/web-scraper

:microscope: Scraper for the web

Primary LanguagePHP

Build Status

Web Scraper

Table of contents


Intro

Web is a messy place, So scraping to find out what's what is a super difficult process. Current application using DOMDocument & XPath to go through XML resources. But there are other options to extract data from these resources like using Regular Expressions and ...

Currently IMDB Movies are supported as a model.


Development

  • Using TDD approach (Unit & Feature testing)
  • Using RESTful API
  • Using polymorphism for the Link DB entity
  • Using Scraper Helper class for the sake of dependency injection (parseUrl, downloadResource, processHtml)

Documenting

Using PHPDocs.


Testing

Using PHPUnit. Run (from the root of project):

  • ./vendor/bin/phpunit

Continuous Integration

Using Travis-CI: config file is ./.travis.yml


Deployment

  • system requirement
    • you need cURL, too
  • install composer
  • clone the repo
  • copy .env.example to .env and then config DB info (name, username, password or maybe driver if you wanna use something other than MySQL) inside it
  • run:
    • composer install
    • php artisan key:generate
    • php artisan migrate
    • php artisan serve

Usage

There are currently 5 actions: (OpenAPI specification is in the roadmap :))
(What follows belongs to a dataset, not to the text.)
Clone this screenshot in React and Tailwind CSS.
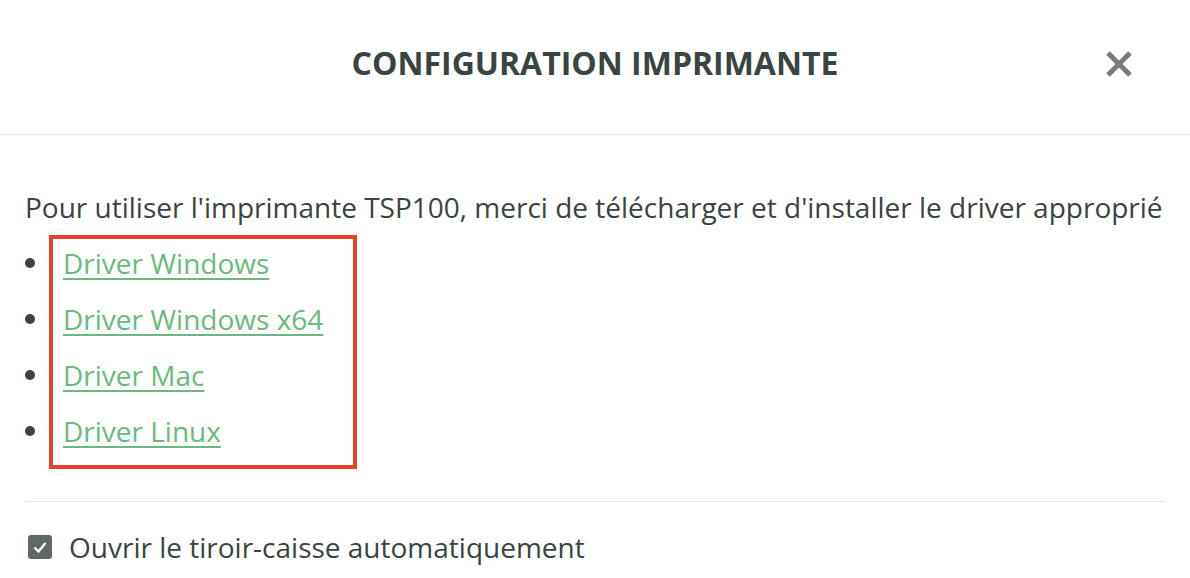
import React, { useState } from 'react';

const drivers = ['Driver Windows', 'Driver Windows x64', 'Driver Mac', 'Driver Linux'];

const App = () => {
  const [openDrawer, setOpenDrawer] = useState(true);

  return (
    <div className="w-[1190px] h-[578px] bg-white overflow-hidden text-[#3a4440]" style={{ fontFamily: '"Open Sans", sans-serif' }}>
      {/* Header */}
      <div className="relative h-[135px] border-b border-[#e3e3e3] flex items-center justify-center">
        <h1 className="text-[32px] leading-[40px] font-bold text-[#3a4440] mt-[-8px]">CONFIGURATION IMPRIMANTE</h1>
        <button className="absolute left-[1105px] top-[50px] text-[#7b7b7b]" title="Fermer">
          <svg width="28" height="28" viewBox="0 0 28 28">
            <path d="M3 3 L25 25 M25 3 L3 25" stroke="currentColor" strokeWidth="5" strokeLinecap="butt" />
          </svg>
        </button>
      </div>

      {/* Body */}
      <div className="px-[25px] pt-[53px]">
        <p className="text-[28px] leading-[38px] whitespace-nowrap">
          Pour utiliser l'imprimante TSP100, merci de télécharger et d'installer le driver approprié
        </p>
        <div className="flex items-start mt-[9px]">
          <div className="flex flex-col gap-[6px] pt-[3px] w-[24px]">
            {drivers.map((d) => (
              <div key={d} className="h-[50px] flex items-center">
                <span className="w-[10px] h-[10px] rounded-full bg-[#3a4440]" />
              </div>
            ))}
          </div>
          <div className="border-[4px] border-[#e8412c] w-[308px] flex flex-col gap-[6px] pt-0 pb-[8px] pl-[10px]">
            {drivers.map((d) => (
              <div key={d} className="h-[50px] flex items-center -mt-[1px] mb-[1px]">
                <a href="#" className="text-[28px] leading-[38px] text-[#6aba7d] underline underline-offset-[4px] decoration-[2px]">{d}</a>
              </div>
            ))}
          </div>
        </div>

        <div className="border-t border-[#e3e3e3] mt-[32px]" />

        <label className="flex items-center mt-[26px] cursor-pointer">
          <span
            onClick={() => setOpenDrawer(!openDrawer)}
            className="w-[24px] h-[24px] rounded-[3px] bg-[#5f6a66] flex items-center justify-center ml-[3px]"
          >
            {openDrawer && (
              <svg width="18" height="18" viewBox="0 0 18 18">
                <path d="M3.5 9.5 L7.5 13.5 L14.5 5" stroke="white" strokeWidth="2.4" fill="none" />
              </svg>
            )}
          </span>
          <span className="text-[28px] leading-[38px] ml-[17px]">Ouvrir le tiroir-caisse automatiquement</span>
        </label>
      </div>
    </div>
  );
};

export default App;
  • List the IMDB movies => GET {host:port}/api/imdb-movie
  • Create an IMDB movie => POST {host:port}/api/imdb-movie url={imdb_movie_url}
  • Get a specific IMDB movie => GET {host:port}/api/imdb-movie/{id}
  • Update an existing IMDB movie => PATCH {host:port}/api/imdb-movie/{id} url={imdb_movie_url}
  • Delete an IMDB movies => DELETE {host:port}/api/imdb-movie/{id}

Note that currently there is no implementation for OAuth or other authentication system in the current version, so you can send the requests without going through any authentication process.